For years, acrylic, or artificial, nails have been the answer for anyone who has longed for well-manicured hands. They don't chip, peel or crack, and you don't have to wait weeks for your nails to grow to have fabulous fingernails. Aside from time and money necessary to maintain acrylic nails, there can be some downsides, which usually involve nail fungus or an allergic reaction to the polymer-based substances in the product.

For most people, acrylic nails are a safe cosmetic enhancement. While it's unlikely that acrylic nails will harm your health, some people may notice that their real nails get tougher or become discolored [source: Gibson]. If this happens, simply remove the acrylic nails and let your fingernails grow out. However, there are some more serious consequences of having acrylic nails.

Some ingredients in acrylic nails are highly flammable, so they must be kept at a distance from hair straighteners, dryers or curling irons, as well as from heat and flames when cooking [source: U.S. Food and Drug Administration].

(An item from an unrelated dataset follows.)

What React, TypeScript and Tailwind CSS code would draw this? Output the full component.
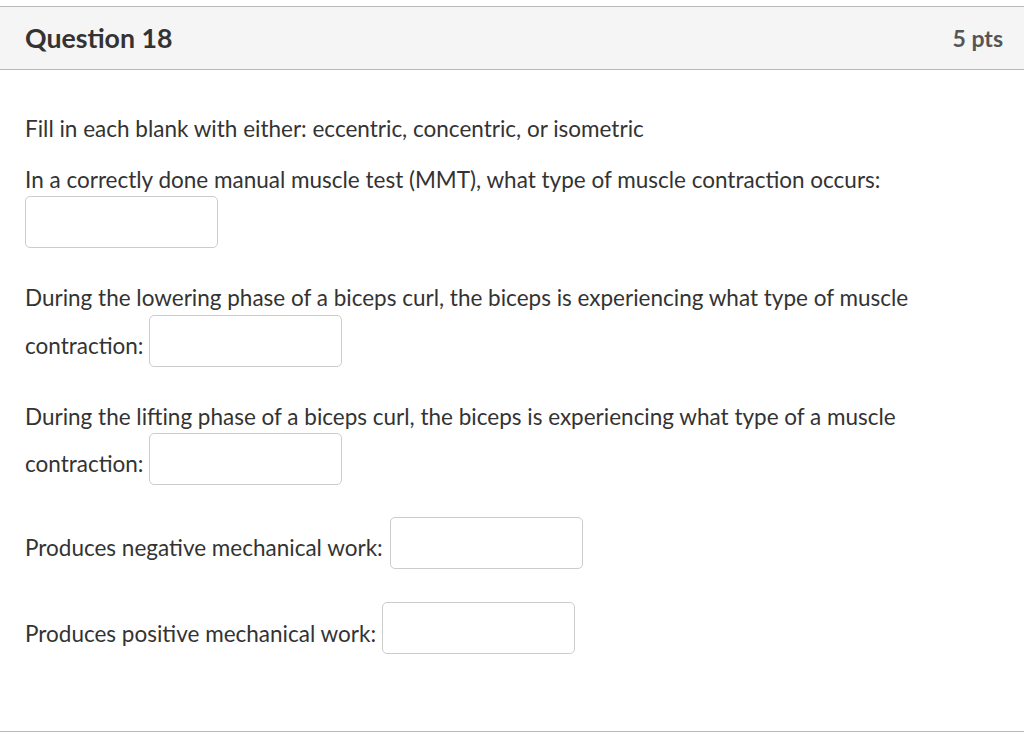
import React from 'react';

const Blank: React.FC = () => (
  <span className="inline-block h-[52px] w-[193px] shrink-0 rounded-[5px] border border-[#cccccc] bg-white" />
);

const App: React.FC = () => {
  return (
    <div className="h-[734px] w-[1024px] bg-white pt-[6px] font-['Lato',sans-serif] text-[#333333]">
      <div className="border-y border-[#b8b8b8]">
        {/* Header */}
        <div className="flex h-[62px] items-center justify-between bg-[#f5f5f5] px-[25px] pr-[21px]">
          <h2 className="text-[26.7px] font-bold leading-none text-[#333333]">Question 18</h2>
          <span className="text-[23px] font-bold leading-none text-[#555]">5 pts</span>
        </div>
      </div>

      {/* Body */}
      <div className="flex h-[662px] flex-col border-b border-[#b8b8b8] px-[25px] pt-[44px] text-[22.5px] leading-[30px]">
        <p>Fill in each blank with either: eccentric, concentric, or isometric</p>

        <p className="mt-[21px]">
          In a correctly done manual muscle test (MMT), what type of muscle contraction occurs:
        </p>
        <div className="mt-[1px] flex">
          <Blank />
        </div>

        <p className="mt-[35px]">
          During the lowering phase of a biceps curl, the biceps is experiencing what type of muscle
        </p>
        <div className="mt-[2px] flex h-[52px] items-center gap-[5px]">
          <span className="pt-[10px]">contraction:</span>
          <Blank />
        </div>

        <p className="mt-[35px]">
          During the lifting phase of a biceps curl, the biceps is experiencing what type of a muscle
        </p>
        <div className="mt-[1px] flex h-[52px] items-center gap-[5px]">
          <span className="pt-[10px]">contraction:</span>
          <Blank />
        </div>

        <div className="mt-[31px] flex h-[53px] items-center gap-[7px]">
          <span className="pt-[11px]">Produces negative mechanical work:</span>
          <Blank />
        </div>

        <div className="mt-[33px] flex h-[52px] items-center gap-[6px]">
          <span className="pt-[12px]">Produces positive mechanical work:</span>
          <Blank />
        </div>
      </div>
    </div>
  );
};

export default App;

Infection is another potential health problem that can develop -- this is especially likely if you bump the nails or if they begin to separate from your natural nail. The moist, dark space between your nail and the acrylic is a perfect breeding ground for fungus and bacteria. You may not immediately notice the signs of infection because your nails are covered, so it's best not to leave acrylic nails in place too long [source: Gibson]. If your immune system is compromised in any way, perhaps due to drug treatments like chemotherapy, an autoimmune disease or a history of fungal infections or poor blood circulation, you're at a higher risk of developing an infection and may want to forgo acrylic nails [source: WebMD].